Clearly, it’s “Use Up the CSA Bounty Week” here at Chez Recessionista, and in keeping with the theme, tonight I threw together a new dish. Forget pasta primavera, that celebration of spring! Tonight, we welcomed in pasta otoño, a celebration of autumn goodness!
Instead of squash and other warm-weather goodies, I sliced two baby eggplants, cut some green beans into one-inch lengths, and washed some final yellow cherry tomatoes from today’s farmer’s market. I mixed the veggies with a sauce concocted with milk, flour, butter, and spices – and a touch of red-wine vinegar for taste – and added some diced Boca chik’n patties for some additional protein. I tossed the rotini pasta into the saucepan, and voila! Pasta otoño!

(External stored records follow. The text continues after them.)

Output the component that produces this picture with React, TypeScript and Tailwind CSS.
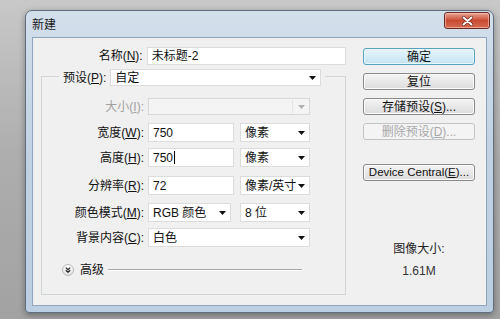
import React from "react";

const Arrow = ({ grey }: { grey?: boolean }) => (
  <svg width="7" height="4" viewBox="0 0 7 4" className="shrink-0">
    <path d="M0 0h7L3.5 4z" fill={grey ? "#b0b0b0" : "#111"} />
  </svg>
);

const Field = ({ w, children, caret }: { w: string; children?: React.ReactNode; caret?: boolean }) => (
  <div className={`${w} h-[19px] bg-white border border-[#dcdcdc] flex items-center pl-[4px] text-[12px] text-[#111]`}>
    {children}
    {caret && <span className="w-px h-[13px] bg-black ml-px" />}
  </div>
);

const Select = ({ w, h = "h-[19px]", children }: { w: string; h?: string; children?: React.ReactNode }) => (
  <div className={`${w} ${h} bg-white border border-[#dcdcdc] flex items-center justify-between pl-[4px] pr-[4px] text-[12px] text-[#111]`}>
    <span className="whitespace-nowrap">{children}</span>
    <Arrow />
  </div>
);

const Label = ({ children, grey }: { children: React.ReactNode; grey?: boolean }) => (
  <span className={`w-[102px] text-right text-[12px] whitespace-nowrap ${grey ? "text-[#a0a0a0]" : "text-[#111]"}`}>{children}</span>
);

const Btn = ({ children, primary, disabled, className = "" }: { children: React.ReactNode; primary?: boolean; disabled?: boolean; className?: string }) => (
  <div
    className={`w-[112px] h-[17px] rounded-[3px] border flex items-center justify-center text-[12px] leading-none ${className} ${
      primary
        ? "border-[#5aa0c0] bg-gradient-to-b from-[#e8f5fc] to-[#c4e3f2] text-[#111] shadow-[inset_0_0_0_1px_#e8f8ff]"
        : disabled
        ? "border-[#c0c4c6] bg-[#f4f4f4] text-[#a8a8a8]"
        : "border-[#8a8a8a] bg-gradient-to-b from-[#f4f4f4] to-[#dcdcdc] text-[#111] shadow-[inset_0_0_0_1px_#fafafa]"
    }`}
  >
    {children}
  </div>
);

export default function App() {
  return (
    <div className="w-[500px] h-[319px] overflow-hidden bg-gradient-to-b from-[#c8c8c8] via-[#adadad] to-[#a2a2a2] pt-[10px] pl-[25px] font-['Liberation_Sans','Noto_Sans_CJK_SC',sans-serif] leading-none">
      <div className="w-[469px] h-[303px] rounded-t-[7px] rounded-b-[4px] border border-[#5f6f80] bg-gradient-to-b from-[#d3dfeb] via-[#c0d1e2] to-[#bccfe2] flex flex-col shadow-[0_2px_6px_rgba(0,0,0,0.35)]">
        {/* title bar */}
        <div className="h-[26px] flex items-start justify-between pl-[6px] pr-[3px]">
          <span className="mt-[8px] text-[12px] text-[#1a1a1a]">新建</span>
          <div className="mt-[1px] w-[46px] h-[17px] rounded-[3px] border border-[#6b2a22] bg-gradient-to-b from-[#e8a393] via-[#c94a33] to-[#d46a4f] flex items-center justify-center shadow-[inset_0_0_0_1px_rgba(255,220,210,0.5)]">
            <svg width="11" height="10" viewBox="0 0 11 10">
              <path d="M1.5 1.5l8 7M9.5 1.5l-8 7" stroke="#5a1a10" strokeWidth="3" strokeLinecap="round" />
              <path d="M1.5 1.5l8 7M9.5 1.5l-8 7" stroke="#fff" strokeWidth="2" strokeLinecap="round" />
            </svg>
          </div>
        </div>
        {/* client */}
        <div className="mx-[6px] mb-[6px] flex-1 bg-[#f0f0f0] border border-[#8fa4ba] flex">
          {/* left */}
          <div className="w-[313px] flex flex-col">
            <div className="mt-[9px] flex items-center gap-[4px]">
              <span className="w-[110px] text-right text-[12px] text-[#111]">名称(<u>N</u>):</span>
              <Field w="w-[200px] !h-[18px]">未标题-2</Field>
            </div>
            <div className="mt-[11px] ml-[8px] w-[305px] h-[219px] border border-[#d0d5d8] flex flex-col">
              <div className="-mt-[8px] ml-[17px] px-[4px] w-fit bg-[#f0f0f0] flex items-center gap-[4px]">
                <span className="text-[12px] text-[#111] whitespace-nowrap">预设(<u>P</u>):</span>
                <Select w="w-[211px]" h="h-[17px]">自定</Select>
              </div>
              <div className="mt-[12px] flex items-center gap-[4px]">
                <Label grey>大小(<u>I</u>):</Label>
                <div className="w-[162px] h-[17px] bg-[#f4f4f4] border border-[#d8d8d8] flex items-center justify-end pr-[4px]">
                  <span className="w-px h-[13px] bg-[#e4e4e4] mr-[5px]" />
                  <Arrow grey />
                </div>
              </div>
              <div className="mt-[8px] flex items-center gap-[4px]">
                <Label>宽度(<u>W</u>):</Label>
                <Field w="w-[86px]">750</Field>
                <Select w="w-[70px] ml-[2px]">像素</Select>
              </div>
              <div className="mt-[6px] flex items-center gap-[4px]">
                <Label>高度(<u>H</u>):</Label>
                <Field w="w-[86px]" caret>750</Field>
                <Select w="w-[70px] ml-[2px]">像素</Select>
              </div>
              <div className="mt-[9px] flex items-center gap-[4px]">
                <Label>分辨率(<u>R</u>):</Label>
                <Field w="w-[86px]">72</Field>
                <Select w="w-[70px] ml-[2px]">像素/英寸</Select>
              </div>
              <div className="mt-[8px] flex items-center gap-[4px]">
                <Label>颜色模式(<u>M</u>):</Label>
                <Select w="w-[83px]">RGB 颜色</Select>
                <Select w="w-[70px] ml-[5px]">8 位</Select>
              </div>
              <div className="mt-[6px] flex items-center gap-[4px]">
                <Label>背景内容(<u>C</u>):</Label>
                <Select w="w-[162px]">白色</Select>
              </div>
              <div className="mt-[17px] ml-[20px] flex items-center">
                <div className="w-[12px] h-[12px] rounded-full border border-[#b8b8b8] bg-gradient-to-b from-white to-[#e2e2e2] flex items-center justify-center">
                  <svg width="6" height="6" viewBox="0 0 6 6">
                    <path d="M0.8 0.6L3 2.6 5.2 0.6M0.8 3.2L3 5.2 5.2 3.2" stroke="#222" strokeWidth="1.2" fill="none" />
                  </svg>
                </div>
                <span className="ml-[6px] text-[12px] text-[#111]">高级</span>
                <div className="ml-[4px] w-[194px] h-[2px] border-t border-[#a8a8a8] border-b border-b-white" />
              </div>
            </div>
          </div>
          {/* right */}
          <div className="ml-[17px] w-[112px] flex flex-col items-center">
            <Btn primary className="mt-[10px]">确定</Btn>
            <Btn className="mt-[8px]">复位</Btn>
            <Btn className="mt-[8px]">存储预设(<u>S</u>)...</Btn>
            <Btn disabled className="mt-[8px]">删除预设(<u>D</u>)...</Btn>
            <Btn className="mt-[24px] !text-[11.5px]">Device Central(<u>E</u>)...</Btn>
            <span className="mt-[62px] text-[12px] text-[#222]">图像大小:</span>
            <span className="mt-[10px] text-[12px] text-[#333]">1.61M</span>
          </div>
        </div>
      </div>
    </div>
  );
}
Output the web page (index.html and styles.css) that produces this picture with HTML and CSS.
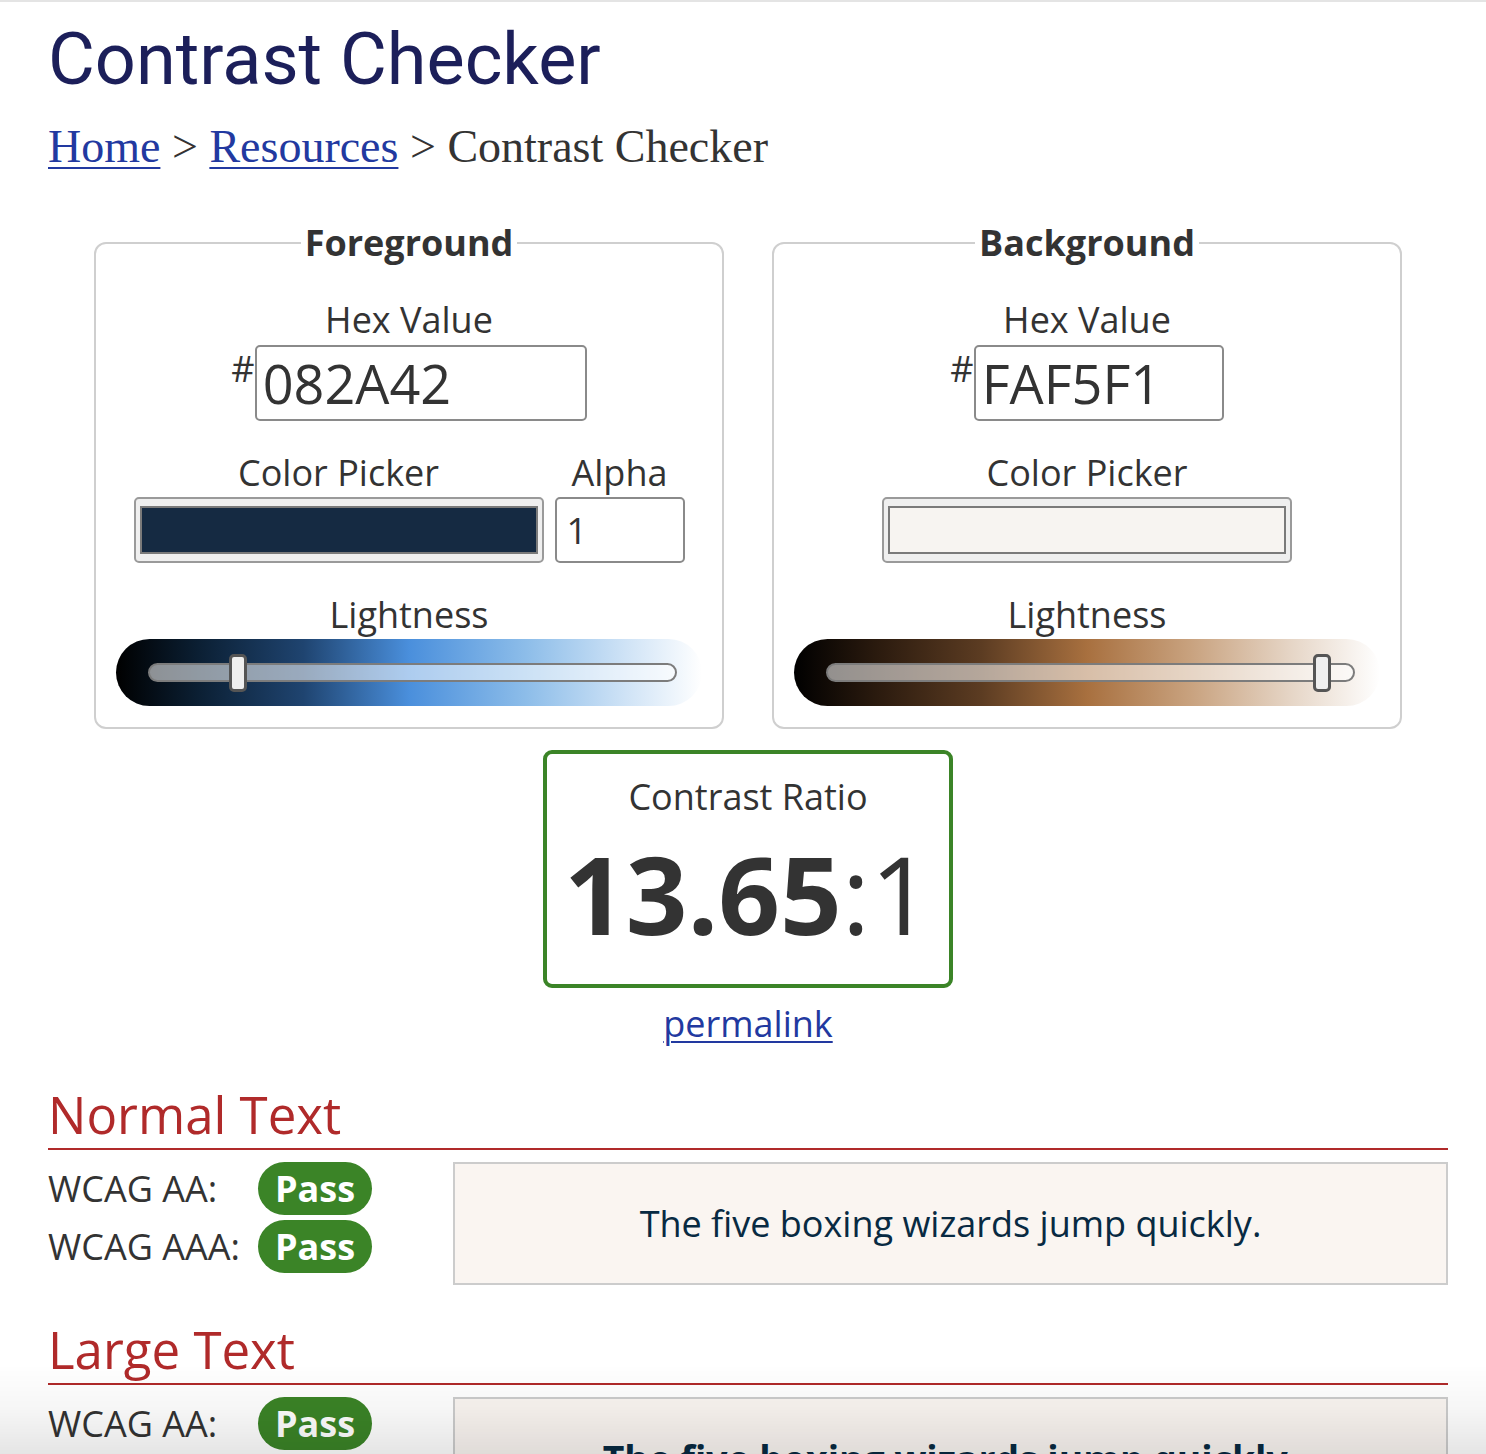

And it was so good. It was lacking a little tiny bit because of our sudden salt shortage (OK, it wasn’t quite “sudden” – I just forgot to pick up a new salt shaker at the grocery store!), but we hardly noticed. The creaminess really brought out the flavors in the eggplant, beans, and tomatoes! And though this dish has its roots in a standard primavera, it adapted beautifully to a more autumnal feel. Next time, I may add some nutmeg to the mix, just to augment the mood.
So, in short, this dish was a success. I can always tell the recipe has gone over well when LeeLee requests it again before the dishes have even been cleared from the table! Suffice it to say, we’ll be doing this one again. LeeLee has requested the addition of Tofurky sausage links next time. I think we can manage that!
The stats:
Rotini: $1.00 ($0.50/person)
Eggplant: Prepaid.
Green beans: Prepaid.
Chik’n patties: $3.50/four ($0.88/person)
Tomatoes: $3.00 ($1.50/person)
Silk: $2.39 ($0.80/person)
GRAND TOTAL: $9.89 … or $3.68 per person.